Assortativeness in education. Sample used: baseline A. The figure displays the estimated trend of the diagonal element of the marital preference parameter matrix A capturing the interaction between husband’s and wife’s schooling levels. We observe an increase in education complementarity

Fig. 7
figure 7

Assortativeness in wage. Sample used: baseline A. The figure displays the estimated trend of the diagonal element of the marital preference parameter matrix A capturing the interaction between husband’s and wife’s wages. We observe a possible rising of a relatively weak wage complementarity which was not observed in the early waves

Fig. 8
figure 8

Assortativeness in hours of work. Sample used: baseline A. The estimated trend of the diagonal element of the marital preference parameter matrix A capturing the interaction between husband’s and wife’s hours worked. We observe a possible rising of a relatively weak complementarity in hours worked which was not observed in the early waves

5.3 Wage

The estimates for wage assortativeness are presented in Fig. 7. In the earliest waves, the estimates of the affinity matrix parameter for wages are not significantly different from 0. However, assortativeness in hourly wage rates has steadily increased up to the 2000s and is significantly positive in every wave since the mid-1980s. In the last 15 years, it seems that the estimate stabilized around a value of 0.05. The trend for the wage estimate is parallel to the closing of the wage gap and may suggest that men developed a stronger incentive to look for a spouse among high earners. Since our estimation includes both hours of work and hourly wages among the matching variables, and since we construct hourly wages using hours of work, we test the robustness of our results using annual earnings instead of wages.Footnote 21 The results are displayed in Fig. 17 in the appendix and are very similar to those obtained with our baseline sample.

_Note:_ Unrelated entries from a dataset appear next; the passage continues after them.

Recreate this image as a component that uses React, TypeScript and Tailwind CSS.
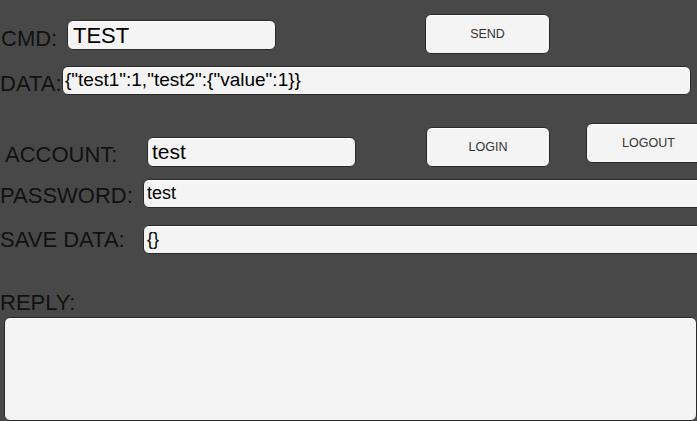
const box = "flex shrink-0 items-center rounded-[6px] border border-[#2a2a2a] bg-[#f4f4f4] shadow-[inset_0_1px_0_#ffffff] text-black";
const btn = "flex shrink-0 items-center justify-center rounded-[6px] border border-[#2a2a2a] bg-[#f4f4f4] shadow-[inset_0_1px_0_#ffffff] text-[12.5px] text-[#333]";
const label = "shrink-0 text-[22px] leading-[26px] text-[#111] whitespace-nowrap";

export default function App() {
  return (
    <div
      className="h-[421px] w-[697px] overflow-hidden bg-[#484848]"
      style={{ fontFamily: '"Liberation Sans", Arial, sans-serif' }}
    >
      {/* command row */}
      <div className="flex h-[66px] items-start">
        <div className={`${label} mt-[26px] w-[67px] pl-[1px]`}>CMD:</div>
        <div className={`${box} mt-[20px] h-[30px] w-[209px] pl-[5px] text-[22px]`}>TEST</div>
        <button className={`${btn} ml-[149px] mt-[14px] h-[40px] w-[125px]`}>SEND</button>
      </div>

      <div className="flex h-[57px] items-start">
        <div className={`${label} mt-[5px] w-[62px] text-[20.5px]`}>DATA:</div>
        <div className={`${box} h-[29px] w-[629px] pl-[2px] text-[19px]`}>
          {'{"test1":1,"test2":{"value":1}}'}
        </div>
      </div>

      {/* account row */}
      <div className="flex h-[56px] items-start">
        <div className={`${label} mt-[19px] w-[147px] pl-[5px]`}>ACCOUNT:</div>
        <div className={`${box} mt-[14px] h-[30px] w-[209px] pl-[4px] text-[21px]`}>test</div>
        <button className={`${btn} ml-[70px] mt-[4px] h-[40px] w-[124px]`}>LOGIN</button>
        <button className={`${btn} ml-[36px] h-[40px] w-[125px]`}>LOGOUT</button>
      </div>

      <div className="flex h-[46px] items-start">
        <div className={`${label} mt-[4px] w-[143px]`}>PASSWORD:</div>
        <div className={`${box} h-[29px] w-[570px] pl-[3px] text-[18px]`}>test</div>
      </div>

      <div className="flex h-[65px] items-start">
        <div className={`${label} mt-[2px] w-[143px]`}>SAVE DATA:</div>
        <div className={`${box} h-[29px] w-[570px] pl-[3px] text-[18px]`}>{"{}"}</div>
      </div>

      <div className={`${label} h-[27px]`}>REPLY:</div>
      <div className="ml-[4px] h-[104px] w-[693px] rounded-[6px] border border-[#2a2a2a] bg-[#f4f4f4] shadow-[inset_0_1px_0_#ffffff]" />
    </div>
  );
}
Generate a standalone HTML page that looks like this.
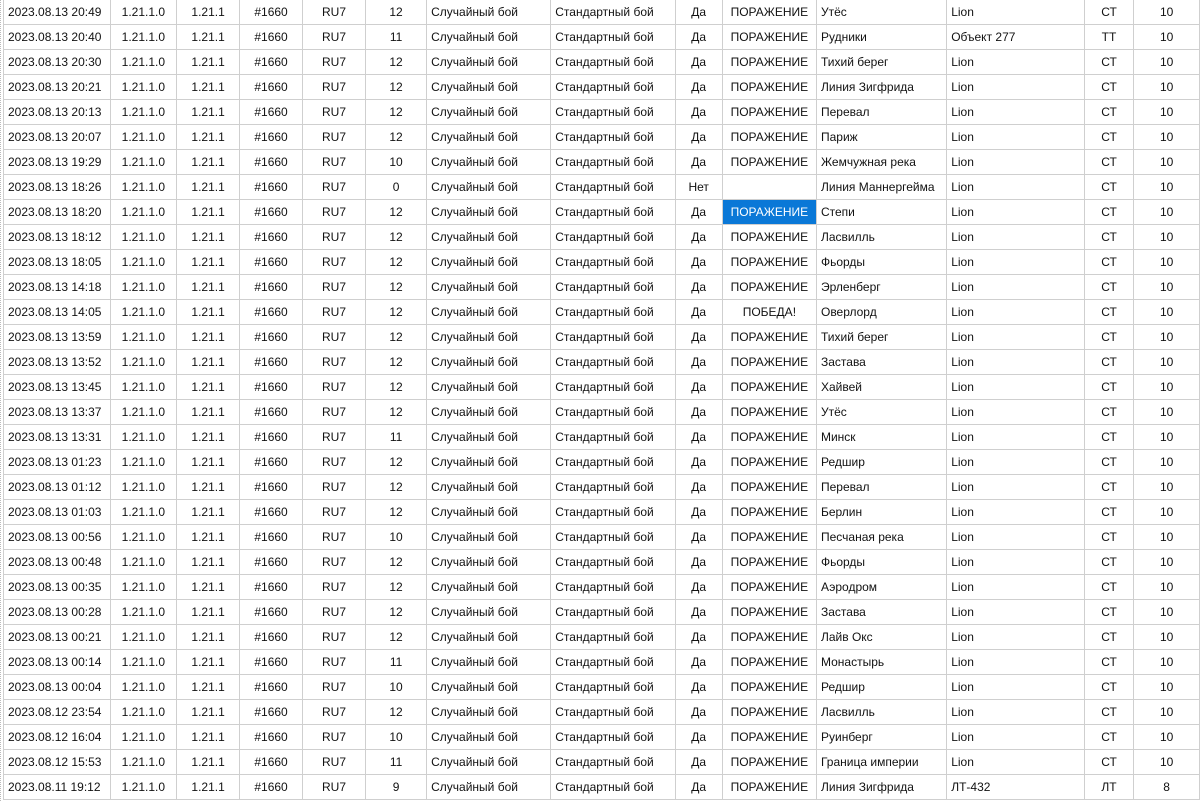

In spite of this (weak) positive assortativeness, Becker (1973) suggested that the spouses’ wages should be substitutes because of household specialization, while main non-labor-market traits are expected to be complements. Unfortunately, our result is not a good test for Becker’s predictions: since many women (as shown in panel (e), Fig. 3) are not part of the labor force—especially in the earlier waves—we are not able to observe their wage potential. In other words, we are not able to determine the shadow price of time spent away from the labor market to which Becker refers to in his analysis of the household. As a result, the estimates we present do not capture marital preferences because of this endogeneity issue affecting the observed hourly wage rates (see also Ciscato et al. forthcoming).

To understand to what extent our main findings are affected by endogenous workforce participation choices, we run two parallel estimations with different subsamples (see Appendix C, checks 3 and 4). First, we only estimate the affinity matrix for a subsample of couples where both spouses have a positive wage. With respect to our baseline results (Fig. 7), we find evidence of positive assortative mating on wages since the earliest waves, and the strength of assortativeness is now constantly larger (Fig. 18). Second, when we only consider the subsample of childless couples, the estimates for wages’ complementarity are even higher (Fig. 19). These checks seem to suggest that, for households where household specialization is expected to be less pronounced, sorting on spouses’ wages is indeed stronger. Nonetheless, as both fertility and labor force participation are the outcomes of endogenous choices, none of the two subsamples can be considered as representative of the population preferences. Further research is needed in this direction.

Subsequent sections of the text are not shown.